Van Helsing was, as most movies are, too pretentious. They simply crammed a lot of special effects done the throat of the audience. I was choking on too many graphics, and special effects. And, it's not as if I can't chug ideas or images. Fill my stein full of interesting ideas and images, and I will drink wisdom with you all night. Fill it full of pretentious images, and I can't stand the taste. I guess it's a lot like drinking cheap tequilla and a shot of 1800 tequilla. But, anyway, it was one of those movies that left me not caring about any action or character. I left the theatre, yes I actually paid to see this movie, feeling like I wasted 2 hours of my life.
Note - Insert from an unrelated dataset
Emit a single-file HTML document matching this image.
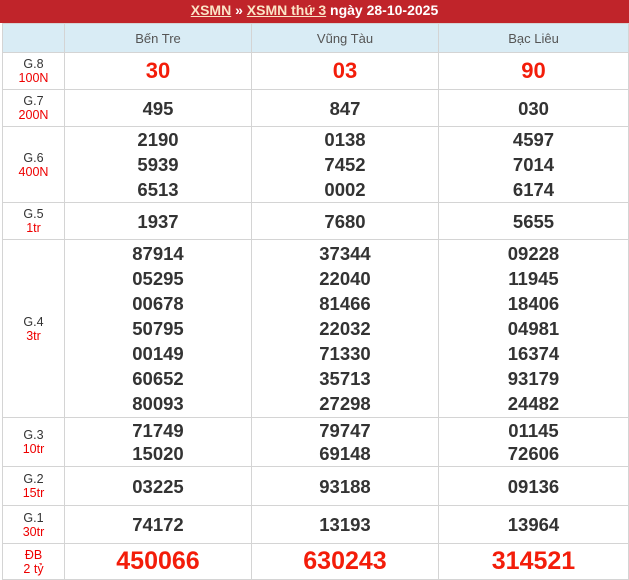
<!DOCTYPE html><html><head><meta charset="utf-8"><style>
*{margin:0;padding:0;box-sizing:border-box}
body{width:629px;height:571px;overflow:hidden;background:#fff;font-family:"Liberation Sans",Arial,sans-serif;position:relative}
.top{position:absolute;left:0;top:0;width:629px;height:23px;background:#c0242a;color:#fff;font-weight:bold;font-size:14px;text-align:center;line-height:21px}
.top u{color:#fbe3c6;text-decoration:underline}
table{position:absolute;left:2px;top:23px;width:626px;border-collapse:collapse;table-layout:fixed}
td{border:1px solid #d4d4d4;text-align:center;vertical-align:middle;padding:0}
tr.h td{background:#d9ecf5;color:#555;font-size:13px;height:29px}
td.l{font-size:12.5px;color:#333;line-height:14px}
td.l span{color:#e00}
td.n{font-size:18.5px;font-weight:bold;color:#333;line-height:25px}
td.r{font-size:22px;font-weight:bold;color:#f31d0a}
td.b{font-size:25px;font-weight:bold;color:#f31d0a}
tr.g3 td.n{line-height:23.5px}
</style></head><body>
<div class="top"><u>XSMN</u> » <u>XSMN thứ 3</u> ngày 28-10-2025</div>
<table>
<col style="width:62px"><col style="width:187px"><col style="width:187px"><col style="width:190px">
<tr class="h"><td></td><td>Bến Tre</td><td>Vũng Tàu</td><td>Bạc Liêu</td></tr>
<tr style="height:37px"><td class="l">G.8<br><span>100N</span></td><td class="r">30</td><td class="r">03</td><td class="r">90</td></tr>
<tr style="height:37px"><td class="l">G.7<br><span>200N</span></td><td class="n">495</td><td class="n">847</td><td class="n">030</td></tr>
<tr style="height:76px"><td class="l">G.6<br><span>400N</span></td><td class="n">2190<br>5939<br>6513</td><td class="n">0138<br>7452<br>0002</td><td class="n">4597<br>7014<br>6174</td></tr>
<tr style="height:37px"><td class="l">G.5<br><span>1tr</span></td><td class="n">1937</td><td class="n">7680</td><td class="n">5655</td></tr>
<tr style="height:178px"><td class="l">G.4<br><span>3tr</span></td><td class="n">87914<br>05295<br>00678<br>50795<br>00149<br>60652<br>80093</td><td class="n">37344<br>22040<br>81466<br>22032<br>71330<br>35713<br>27298</td><td class="n">09228<br>11945<br>18406<br>04981<br>16374<br>93179<br>24482</td></tr>
<tr class="g3" style="height:49px"><td class="l">G.3<br><span>10tr</span></td><td class="n">71749<br>15020</td><td class="n">79747<br>69148</td><td class="n">01145<br>72606</td></tr>
<tr style="height:39px"><td class="l">G.2<br><span>15tr</span></td><td class="n">03225</td><td class="n">93188</td><td class="n">09136</td></tr>
<tr style="height:38px"><td class="l">G.1<br><span>30tr</span></td><td class="n">74172</td><td class="n">13193</td><td class="n">13964</td></tr>
<tr style="height:36px"><td class="l"><span>ĐB<br>2 tỷ</span></td><td class="b">450066</td><td class="b">630243</td><td class="b">314521</td></tr>
</table>
</body></html>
I sat through the entire movie thinking to myself, "I would change this" and "I would change that." If I'm doing that during a movie, then that movie sucks. After all, I tried thinking about how I would change 2001: A Space Odyssey, and as it turns out, that movie is perfect. Remove 1 image, and that enitre movie would collapse unto itself, remove one sound, and the entire structure would fracture. Add any element at all, and disaster. Prefection is tough to achieve, but Kubrick was certainly hitting on all cylinders during that film. Kubrick, Tarkovsky, Kurosawa, the filmmaker-poets, the grandmasters of filmmaking.

Movies that I've seen recently. "Badlands" Terrence Malick's first film. I was watching it with my wife, who is not familiar with film in the way that I am. I told her that this film is the first by the same guy who directed "The Thin Red Line(2000)." She said "Oh, I can see that. It's got the same kind of feel to it." So, it was his first film, but still captured a kind of meditative/poetic kind of feel.